Implementing Snapshot Objects on Top of Crash-Prone Asynchronous Message-Passing Systems

2018 
In asynchronous crash-prone read/write shared-memory systems there is the notion of a snapshot object, which simulates the behavior of an array of single-writer/multi-reader (SWMR) shared registers that can be read atomically. Processes in the system can access the object invoking (any number of times) two operations, denoted write() and snapshot(). A process invokes write() to update the value of its register in the array. When it invokes snapshot(), the process obtains the values of all registers, as if it read them simultaneously. It is known that a snapshot object can be implemented on top of SWMR registers, tolerating any number of process failures. Snapshot objects provide a level of abstraction higher than individual SWMR registers, and they simplify the design of applications. Building a snapshot object on an asynchronous crash-prone message-passing system has similar benefits.
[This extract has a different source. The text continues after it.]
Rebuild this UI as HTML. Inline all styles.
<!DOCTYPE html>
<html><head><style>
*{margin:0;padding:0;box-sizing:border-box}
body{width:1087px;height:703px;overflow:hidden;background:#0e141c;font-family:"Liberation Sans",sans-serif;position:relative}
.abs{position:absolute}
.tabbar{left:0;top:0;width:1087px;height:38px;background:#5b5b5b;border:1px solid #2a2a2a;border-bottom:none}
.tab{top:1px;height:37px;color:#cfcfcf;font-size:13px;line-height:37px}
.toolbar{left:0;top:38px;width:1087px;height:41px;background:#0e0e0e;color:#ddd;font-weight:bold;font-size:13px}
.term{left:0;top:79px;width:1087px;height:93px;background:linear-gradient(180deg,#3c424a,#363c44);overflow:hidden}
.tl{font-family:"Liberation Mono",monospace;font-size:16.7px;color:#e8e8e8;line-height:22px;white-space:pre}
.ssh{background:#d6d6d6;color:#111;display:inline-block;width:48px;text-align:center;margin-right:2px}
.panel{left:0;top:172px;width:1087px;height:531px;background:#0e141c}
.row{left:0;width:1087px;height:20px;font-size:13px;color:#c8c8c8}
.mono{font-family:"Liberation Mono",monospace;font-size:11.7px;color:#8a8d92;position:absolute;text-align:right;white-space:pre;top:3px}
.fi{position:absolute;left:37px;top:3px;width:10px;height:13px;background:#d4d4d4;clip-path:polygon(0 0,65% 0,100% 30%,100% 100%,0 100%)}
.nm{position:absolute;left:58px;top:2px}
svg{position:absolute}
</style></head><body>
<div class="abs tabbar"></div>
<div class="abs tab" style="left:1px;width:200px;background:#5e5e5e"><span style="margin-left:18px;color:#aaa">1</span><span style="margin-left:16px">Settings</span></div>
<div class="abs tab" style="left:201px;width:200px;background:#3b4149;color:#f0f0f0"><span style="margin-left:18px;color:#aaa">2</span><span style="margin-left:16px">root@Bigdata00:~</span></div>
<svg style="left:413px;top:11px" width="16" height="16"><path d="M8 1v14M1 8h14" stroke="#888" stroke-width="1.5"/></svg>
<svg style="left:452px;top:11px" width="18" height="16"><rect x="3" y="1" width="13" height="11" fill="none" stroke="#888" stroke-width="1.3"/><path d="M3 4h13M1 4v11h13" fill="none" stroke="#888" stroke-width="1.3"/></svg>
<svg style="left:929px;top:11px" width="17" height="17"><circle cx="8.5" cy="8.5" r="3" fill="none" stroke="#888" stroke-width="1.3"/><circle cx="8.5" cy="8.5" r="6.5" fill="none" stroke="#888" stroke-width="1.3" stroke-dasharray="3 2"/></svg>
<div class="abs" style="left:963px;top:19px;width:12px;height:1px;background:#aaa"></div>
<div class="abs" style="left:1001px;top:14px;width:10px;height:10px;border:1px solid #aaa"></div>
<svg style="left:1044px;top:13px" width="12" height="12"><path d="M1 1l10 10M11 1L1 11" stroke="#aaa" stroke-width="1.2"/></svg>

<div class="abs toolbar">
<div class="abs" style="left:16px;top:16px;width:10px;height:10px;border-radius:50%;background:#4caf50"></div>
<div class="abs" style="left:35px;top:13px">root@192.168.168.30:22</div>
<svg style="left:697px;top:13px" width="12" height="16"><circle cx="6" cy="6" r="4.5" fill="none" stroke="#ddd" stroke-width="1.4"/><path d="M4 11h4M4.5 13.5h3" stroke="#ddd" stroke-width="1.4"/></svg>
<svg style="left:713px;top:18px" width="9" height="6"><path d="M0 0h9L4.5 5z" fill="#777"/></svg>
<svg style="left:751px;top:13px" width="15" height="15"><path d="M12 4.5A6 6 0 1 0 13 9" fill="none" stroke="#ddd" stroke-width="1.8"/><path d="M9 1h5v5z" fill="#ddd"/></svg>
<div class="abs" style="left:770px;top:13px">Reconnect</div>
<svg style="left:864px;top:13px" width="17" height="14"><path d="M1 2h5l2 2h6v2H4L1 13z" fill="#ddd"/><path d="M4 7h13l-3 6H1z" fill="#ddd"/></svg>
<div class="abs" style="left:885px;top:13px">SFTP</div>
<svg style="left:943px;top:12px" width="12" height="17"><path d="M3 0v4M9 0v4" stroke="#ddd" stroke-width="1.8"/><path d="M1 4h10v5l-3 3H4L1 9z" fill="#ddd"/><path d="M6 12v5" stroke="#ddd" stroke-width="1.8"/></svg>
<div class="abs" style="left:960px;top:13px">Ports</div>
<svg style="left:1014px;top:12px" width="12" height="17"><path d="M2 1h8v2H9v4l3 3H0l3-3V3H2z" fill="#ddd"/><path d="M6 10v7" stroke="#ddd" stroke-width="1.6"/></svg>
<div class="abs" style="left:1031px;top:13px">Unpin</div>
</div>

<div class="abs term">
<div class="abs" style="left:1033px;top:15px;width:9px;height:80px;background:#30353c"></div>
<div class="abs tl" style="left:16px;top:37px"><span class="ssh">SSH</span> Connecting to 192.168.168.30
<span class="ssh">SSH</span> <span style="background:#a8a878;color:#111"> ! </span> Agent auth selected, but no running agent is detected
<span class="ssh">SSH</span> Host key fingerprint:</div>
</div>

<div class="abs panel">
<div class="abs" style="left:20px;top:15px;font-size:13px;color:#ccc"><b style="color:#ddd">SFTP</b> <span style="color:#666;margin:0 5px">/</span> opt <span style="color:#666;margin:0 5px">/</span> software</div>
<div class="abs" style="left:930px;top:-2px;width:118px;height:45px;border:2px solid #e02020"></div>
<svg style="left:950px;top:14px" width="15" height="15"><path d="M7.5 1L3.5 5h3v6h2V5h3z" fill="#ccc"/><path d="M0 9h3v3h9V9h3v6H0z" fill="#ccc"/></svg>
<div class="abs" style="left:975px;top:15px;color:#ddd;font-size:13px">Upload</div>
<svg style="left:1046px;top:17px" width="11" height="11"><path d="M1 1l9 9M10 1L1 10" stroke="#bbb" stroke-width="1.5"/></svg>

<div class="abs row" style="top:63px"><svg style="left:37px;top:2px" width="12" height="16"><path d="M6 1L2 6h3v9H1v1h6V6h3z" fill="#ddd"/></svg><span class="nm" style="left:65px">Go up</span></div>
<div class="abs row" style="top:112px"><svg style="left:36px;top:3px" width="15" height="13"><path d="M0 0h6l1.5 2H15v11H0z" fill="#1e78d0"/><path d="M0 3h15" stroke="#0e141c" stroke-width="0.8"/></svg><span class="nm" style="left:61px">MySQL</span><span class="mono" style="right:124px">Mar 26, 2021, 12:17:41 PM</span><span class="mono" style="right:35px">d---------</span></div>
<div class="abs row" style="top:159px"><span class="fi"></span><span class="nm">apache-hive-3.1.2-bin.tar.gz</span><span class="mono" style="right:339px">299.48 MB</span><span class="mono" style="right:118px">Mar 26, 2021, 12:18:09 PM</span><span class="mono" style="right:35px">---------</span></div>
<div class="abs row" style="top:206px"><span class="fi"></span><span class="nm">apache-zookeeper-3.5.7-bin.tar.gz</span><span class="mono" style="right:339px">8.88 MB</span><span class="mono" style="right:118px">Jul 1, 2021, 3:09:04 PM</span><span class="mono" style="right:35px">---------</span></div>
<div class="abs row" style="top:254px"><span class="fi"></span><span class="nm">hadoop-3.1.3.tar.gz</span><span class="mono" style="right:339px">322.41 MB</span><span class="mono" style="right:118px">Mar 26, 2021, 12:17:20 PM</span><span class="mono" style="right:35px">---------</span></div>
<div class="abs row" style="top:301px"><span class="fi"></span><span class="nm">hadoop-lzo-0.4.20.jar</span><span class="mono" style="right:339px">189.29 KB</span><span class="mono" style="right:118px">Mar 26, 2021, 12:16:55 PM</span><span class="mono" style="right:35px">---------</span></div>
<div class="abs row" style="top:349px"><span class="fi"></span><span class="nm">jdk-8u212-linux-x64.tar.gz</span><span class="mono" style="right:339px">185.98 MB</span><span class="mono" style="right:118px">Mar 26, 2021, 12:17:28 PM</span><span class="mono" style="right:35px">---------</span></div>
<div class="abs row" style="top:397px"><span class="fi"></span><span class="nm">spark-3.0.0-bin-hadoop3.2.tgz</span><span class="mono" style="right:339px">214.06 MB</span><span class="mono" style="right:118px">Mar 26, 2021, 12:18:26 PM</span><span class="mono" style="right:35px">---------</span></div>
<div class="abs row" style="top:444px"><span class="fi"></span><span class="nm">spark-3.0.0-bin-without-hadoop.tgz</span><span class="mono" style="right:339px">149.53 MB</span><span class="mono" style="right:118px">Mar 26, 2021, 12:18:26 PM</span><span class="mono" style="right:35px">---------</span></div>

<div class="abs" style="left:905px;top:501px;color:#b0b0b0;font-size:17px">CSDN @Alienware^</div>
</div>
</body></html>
The object can be implemented by using the known simulations of a SWMR shared memory on top of an asynchronous message-passing system (if less than half the processes can crash), and then build a snapshot object on top of the simulated SWMR memory. This paper presents an algorithm that implements a snapshot object directly on top of the message-passing system, without building an intermediate layer of a SWMR shared memory. To the authors knowledge, the proposed algorithm is the first providing such a direct construction. The algorithm is more efficient than the indirect solution, yet relatively simple.